VST2 discontinued across entire Steinberg product range - Windows and Mac

I may lose the use of a few beloved plugins, but I’m seeing it as an inherent part of the Faustian bargain of using computers.

And I’ve tried to keep that in mind for every purchase I make. Software and computer hardware is often a more fleeting acquisition than much beloved music hardware. – But the cost differential is amazing. And the savings in rent on a huge studio space, because how many people could realistically house the hardware equivalent of the instruments and fx they routinely use in software? Not to mention maintaining tape decks, swapping tubes and fixing cables and so much more.

Also: If Steinberg would make me king for a day and ask, "Hey Nico, it’s your decision: We can give you 5 years longer VST 2 support or we can make midi remote control and midi comping better 2 years faster.
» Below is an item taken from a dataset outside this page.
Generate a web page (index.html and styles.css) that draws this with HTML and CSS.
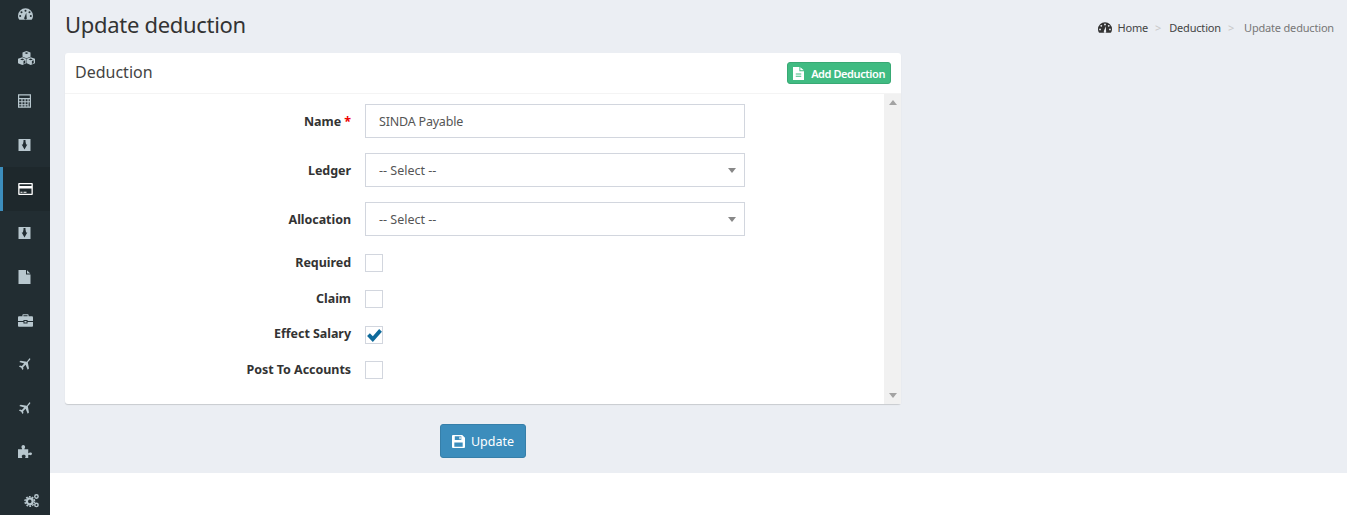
FILE: index.html
```html
<!DOCTYPE html>
<html lang="en">
<head>
<meta charset="utf-8">
<title>Update deduction</title>
<link rel="stylesheet" href="styles.css">
</head>
<body>
<div class="app">
  <aside class="sidebar">
    <a class="nav-item"><svg class="ico i-gauge" viewBox="0.5 2 15 11.500"><path fill-rule="evenodd" d="M8 2a7.500 7.500 0 0 0-7.500 7.500c0 1.700.5 3 1.400 4h12.200c.9-1 1.400-2.300 1.400-4A7.500 7.500 0 0 0 8 2zM8 3.500a1 1 0 1 1 0 2 1 1 0 0 1 0-2zM4 5a1 1 0 1 1 0 2 1 1 0 0 1 0-2zM12 5a1 1 0 1 1 0 2 1 1 0 0 1 0-2zM2.700 8.800a1 1 0 1 1 0 2 1 1 0 0 1 0-2zM13.300 8.800a1 1 0 1 1 0 2 1 1 0 0 1 0-2zM8.800 6.500l.4 5a1.300 1.300 0 1 1-2.400 0z"/></svg></a>
    <a class="nav-item"><svg class="ico i-cubes" viewBox="0.500 0.500 17 14"><path fill-rule="evenodd" d="M9 .5l4 1.500v4.200L9 7.800 5 6.200V2zM4.800 6.800l4 1.500v4.400l-4 1.800-4.300-1.800V8.300zM13.200 6.800l4.300 1.500v4.400l-4.300 1.800-4-1.800V8.300zM9 1.800L7 2.600l2 .8 2-.8zM4.800 8.100L2.600 8.900l2.200.8 2.100-.8zM13.200 8.100l-2.100.8 2.100.8 2.200-.8zM6 10.500v2.900l1.800-.8v-2.800zM14.400 10.500v2.900l1.800-.8v-2.800z"/></svg></a>
    <a class="nav-item"><svg class="ico i-calc" viewBox="1.500 1.500 13 13.500"><path fill-rule="evenodd" d="M1.500 1.500h13v13.500h-13zM2.700 2.700v2.600h10.600V2.700zM2.700 6.500v2h2.200v-2zM6 6.500v2h2v-2zM9.100 6.500v2h1.900v-2zM12.100 6.500v2h1.200v-2zM2.700 9.500v2h2.200v-2zM6 9.500v2h2v-2zM9.100 9.500v2h1.900v-2zM12.100 9.500v4.300h1.200V9.500zM2.700 12.400v1.400h2.200v-1.400zM6 12.400v1.400h2v-1.400zM9.100 12.400v1.400h1.900v-1.400z"/></svg></a>
    <a class="nav-item"><svg class="ico i-down" viewBox="2 2 12 12"><path fill-rule="evenodd" d="M2 2h12v12H2zM7 3v1.500l-.6 3H5.200L8 12.500l2.800-5H9.600L9 4.500V3z"/></svg></a>
    <a class="nav-item active"><svg class="ico i-card" viewBox="0.700 1 14.600 12"><path fill-rule="evenodd" d="M1.500 1h13c.4 0 .8.300.8.800v10.400c0 .5-.4.800-.8.800h-13c-.4 0-.8-.3-.8-.8V1.800c0-.5.4-.8.800-.8zM2 2.200v1.800h12V2.200zM2 6.400v5.400h12V6.400zM3 9.800h2v1H3zM6 9.800h3v1H6z"/></svg></a>
    <a class="nav-item"><svg class="ico i-down" viewBox="2 2 12 12"><path fill-rule="evenodd" d="M2 2h12v12H2zM7 3v1.500l-.6 3H5.200L8 12.500l2.800-5H9.600L9 4.500V3z"/></svg></a>
    <a class="nav-item"><svg class="ico i-file" viewBox="2 1 12 14"><path d="M2 1h7.500v4.500H14V15H2zM10.500 1.200L13.800 4.500h-3.300z"/></svg></a>
    <a class="nav-item"><svg class="ico i-case" viewBox="0.700 1 14.600 12.200"><path fill-rule="evenodd" d="M5 3V1.800C5 1.300 5.300 1 5.800 1h4.400c.5 0 .8.300.8.800V3h3.200c.6 0 1.100.5 1.100 1.100V7.500H10V6.500H6v1H.7V4.100C.7 3.500 1.200 3 1.800 3zM6 2v1h4V2zM.7 8.500H6v1.500h4V8.500h5.300v3.600c0 .6-.5 1.100-1.100 1.100H1.800c-.6 0-1.100-.5-1.100-1.100zM7 7.500h2v1.500H7z"/></svg></a>
    <a class="nav-item"><svg class="ico i-plane" viewBox="1 1 14 14.500"><path d="M13.800 1.300c.8.300.9 1 .4 1.700L11.700 5.700l1.300 7-1.400 1.400-2.400-5.500-2.700 2.700.3 2.100-1.100 1.100-1.300-2.600-2.600-1.300 1.100-1.100 2.100.3 2.700-2.700L2.200 5.400 3.600 4l7 1.300 2.500-3.400c.1-.2.400-.5.700-.6z"/></svg></a>
    <a class="nav-item"><svg class="ico i-plane" viewBox="1 1 14 14.500"><path d="M13.800 1.300c.8.300.9 1 .4 1.700L11.700 5.700l1.300 7-1.400 1.400-2.400-5.500-2.700 2.700.3 2.100-1.100 1.100-1.300-2.600-2.600-1.300 1.100-1.100 2.100.3 2.700-2.700L2.200 5.400 3.600 4l7 1.300 2.500-3.400c.1-.2.400-.5.700-.6z"/></svg></a>
    <a class="nav-item"><svg class="ico i-puzzle" viewBox="1.500 2 13 12"><path d="M1.500 6h3.300c.6 0 .7-.4.400-.9-.4-.5-.5-.9-.5-1.300C4.700 2.800 5.500 2 6.400 2s1.700.8 1.700 1.800c0 .4-.2.800-.5 1.300-.3.500-.2.900.4.900H11v3.100c0 .5.400.6.800.3.400-.3.700-.4 1.100-.4.900 0 1.600.5 1.600 1.200s-.7 1.300-1.600 1.300c-.4 0-.7-.1-1.100-.4-.4-.3-.8-.2-.8.300V14H8.500c-.4 0-.5-.4-.2-.8.2-.3.300-.6.300-.9 0-.8-.8-1.300-1.800-1.300s-1.800.5-1.800 1.300c0 .3.100.6.300.9.300.4.200.8-.2.800H1.500z"/></svg></a>
    <a class="nav-gear"><svg class="ico i-gear" viewBox="0 0 18 16"><g fill="none" stroke="currentColor"><circle cx="6.500" cy="9" r="3.300" stroke-width="2.600"/><circle cx="6.500" cy="9" r="5.400" stroke-width="1.600" stroke-dasharray="2 1.400"/><circle cx="14" cy="3.500" r="1.900" stroke-width="1.600"/><circle cx="14" cy="13" r="1.900" stroke-width="1.600"/></g></svg></a>
  </aside>

  <div class="content-col">
    <main class="content">
      <header class="page-head">
        <h1 class="page-title">Update deduction</h1>
        <nav class="crumbs">
          <svg class="crumb-ico" viewBox="0.5 2 15 11.500"><path fill-rule="evenodd" d="M8 2a7.500 7.500 0 0 0-7.500 7.500c0 1.700.5 3 1.400 4h12.200c.9-1 1.400-2.300 1.400-4A7.500 7.500 0 0 0 8 2zM8 3.500a1 1 0 1 1 0 2 1 1 0 0 1 0-2zM4 5a1 1 0 1 1 0 2 1 1 0 0 1 0-2zM12 5a1 1 0 1 1 0 2 1 1 0 0 1 0-2zM2.700 8.800a1 1 0 1 1 0 2 1 1 0 0 1 0-2zM13.300 8.800a1 1 0 1 1 0 2 1 1 0 0 1 0-2zM8.800 6.500l.4 5a1.300 1.300 0 1 1-2.400 0z"/></svg>
          <a class="crumb">Home</a><span class="sep">&gt;</span>
          <a class="crumb">Deduction</a><span class="sep">&gt;</span>
          <span class="crumb current">Update deduction</span>
        </nav>
      </header>

      <section class="card">
        <div class="card-head">
          <h3 class="card-title">Deduction</h3>
          <a class="btn-add"><svg class="btn-add-ico" viewBox="0 0 12 14"><path fill-rule="evenodd" d="M0 0h7v4.500h5V14H0zM8 .2L11.800 3.500H8zM3 7v1h6V7zM3 9.500v1h6v-1z"/></svg>Add Deduction</a>
        </div>
        <div class="card-body">
          <form class="form">
            <div class="row">
              <label class="lbl">Name <span class="req">*</span></label>
              <input class="field" type="text" value="SINDA Payable">
            </div>
            <div class="row">
              <label class="lbl">Ledger</label>
              <div class="select-wrap"><div class="field select">-- Select --</div><span class="caret"></span></div>
            </div>
            <div class="row">
              <label class="lbl">Allocation</label>
              <div class="select-wrap"><div class="field select">-- Select --</div><span class="caret"></span></div>
            </div>
            <div class="row row-check">
              <label class="lbl">Required</label><span class="box"></span>
            </div>
            <div class="row row-check">
              <label class="lbl">Claim</label><span class="box"></span>
            </div>
            <div class="row row-check">
              <label class="lbl">Effect Salary</label>
              <span class="box"><svg class="tick" viewBox="0 0 16 14"><path d="M0 7.500L3 4.500l3.200 3.200L13 0 16 3 6.200 14z"/></svg></span>
            </div>
            <div class="row row-check">
              <label class="lbl">Post To Accounts</label><span class="box"></span>
            </div>
          </form>
          <div class="scrollbar"><span class="arrow up"></span><span class="arrow down"></span></div>
        </div>
      </section>

      <div class="actions">
        <button class="btn-update" type="button"><svg class="btn-update-ico" viewBox="0 0 14 14"><path fill-rule="evenodd" d="M1 0h10l3 3v10c0 .6-.4 1-1 1H1c-.6 0-1-.4-1-1V1c0-.6.4-1 1-1zM3 1.300v4h7v-4zM8 1.900h1.300v2.800H8zM2.500 8v4.700h9V8z"/></svg>Update</button>
      </div>
    </main>
  </div>
</div>
</body>
</html>
```
FILE: styles.css
```css
* { box-sizing: border-box; }
html, body { margin: 0; height: 100%; background: #fff; }
body { font-family: "Noto Sans", sans-serif; font-size: 13px; color: #333; overflow: hidden; }

.app { display: flex; height: 515px; }

.sidebar { width: 50px; flex: none; background: #222d32; display: flex; flex-direction: column; color: #b8c7ce; margin-top: -8px; height: 523px; }
.nav-item { height: 43.8px; flex: none; display: flex; align-items: center; padding-left: 18px; }
.nav-item.active { background: #1e282c; color: #fff; border-left: 3px solid #3c8dbc; padding-left: 15px; }
.nav-gear { display: flex; justify-content: flex-end; padding: 19px 10px 0 0; }
.ico { fill: currentColor; display: block; }
.i-gauge { width: 15px; height: 12px; }
.i-cubes { width: 17px; height: 14px; }
.i-calc { width: 13px; height: 14px; }
.i-down { width: 13px; height: 12px; }
.i-card { width: 15px; height: 12px; }
.i-file { width: 13px; height: 14px; }
.i-case { width: 15px; height: 13px; }
.i-plane { width: 13px; height: 13px; }
.i-puzzle { width: 14px; height: 13px; }
.i-gear { width: 16px; height: 15px; }

.content-col { flex: 1; min-width: 0; }
.content { height: 473px; background: #ebeef3; padding: 0 13px 0 15px; }

.page-head { display: flex; justify-content: space-between; align-items: center; height: 53px; }
.page-title { margin: 0; font-weight: 400; font-size: 22px; letter-spacing: -0.3px; color: #333; padding-bottom: 5px; }
.crumbs { display: flex; align-items: center; font-size: 11px; letter-spacing: -0.18px; color: #444; padding-top: 1px; }
.crumb-ico { width: 14px; height: 11px; fill: #333; margin-right: 5px; }
.sep { color: #c8c8c8; margin: 0 8px 0 7px; }
.current { color: #777; margin-left: 2px; }

.card { width: 836px; background: #fff; border-radius: 3px; box-shadow: 0 1px 1px rgba(0,0,0,.15); }
.card-head { height: 41px; border-bottom: 1px solid #f4f4f4; display: flex; align-items: center; justify-content: space-between; padding: 0 10px; }
.card-title { margin: 0; font-size: 16px; font-weight: 400; color: #444; padding-bottom: 2px; }
.btn-add { display: flex; align-items: center; height: 22px; padding: 0 5px; background: #40bb82; border: 1px solid #38a974; border-radius: 3px; color: #fff; font-size: 11px; letter-spacing: -0.42px; font-weight: 600; }
.btn-add-ico { width: 11px; height: 13px; fill: #fff; margin-right: 7px; }

.card-body { display: flex; height: 310px; }
.form { flex: 1; padding-top: 10px; }
.row { display: flex; align-items: center; height: 34px; margin-bottom: 15px; }
.row-check { height: 20.670px; margin-bottom: 15px; position: relative; top: 2px; }
.row-check .lbl { padding-bottom: 1.4px; }
.lbl { width: 286px; text-align: right; font-weight: 700; font-size: 12.500px; letter-spacing: -0.05px; color: #333; margin-right: 14px; }
.req { color: #e00; }
.field { width: 380px; height: 34px; border: 1px solid #d2d6de; background: #fff; padding: 0 13px; font: 12.500px "Noto Sans", sans-serif; letter-spacing: -0.2px; color: #555; outline: none; }
.select { display: flex; align-items: center; letter-spacing: 0; }
.select-wrap { position: relative; }
.caret { position: absolute; right: 9px; top: 15px; border: 4.500px solid transparent; border-top: 5px solid #888; border-bottom: 0; }
.box { width: 18px; height: 18px; border: 1px solid #d2d6de; background: #fff; position: relative; flex: none; display: block; }
.tick { position: absolute; left: 1px; top: 2px; width: 15px; height: 13px; fill: #0e6a9b; }

.scrollbar { width: 17px; flex: none; background: #f1f1f1; display: flex; flex-direction: column; justify-content: space-between; align-items: center; padding: 6px 0; }
.arrow { border: 4px solid transparent; display: block; }
.arrow.up { border-bottom: 5px solid #a3a3a3; border-top: 0; }
.arrow.down { border-top: 5px solid #a3a3a3; border-bottom: 0; }

.actions { padding: 20px 0 0 375px; }
.btn-update { display: flex; align-items: center; width: 86px; height: 34px; justify-content: center; background: #3c8dbc; border: 1px solid #367fa9; border-radius: 3px; color: #fff; font: 12.500px "Noto Sans", sans-serif; }
.btn-update-ico { width: 13px; height: 13px; fill: #fff; margin-right: 6px; }
```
Choose one. " – I would give up those VST 2 plugins in a heartbeat.

But I also appreciate, those are my subjective priorities based on my current use case and emotional attachments and others would chose differently.

If I ran a professional studio with a significant back-catalog of projects potentially needing to be restored, I’d not only print everything to audio, but also keep older computers, DAWs and plugins vaulted away somewhere just like they used to do with tapes. – And if there wasn’t enough future money to be made by doing that, I’d make lower cost compromises.

And that’s the key: Life generally demands imperfect compromises. Unfortunately that’s not painless, and the pain will be experienced differently by different individuals and companies.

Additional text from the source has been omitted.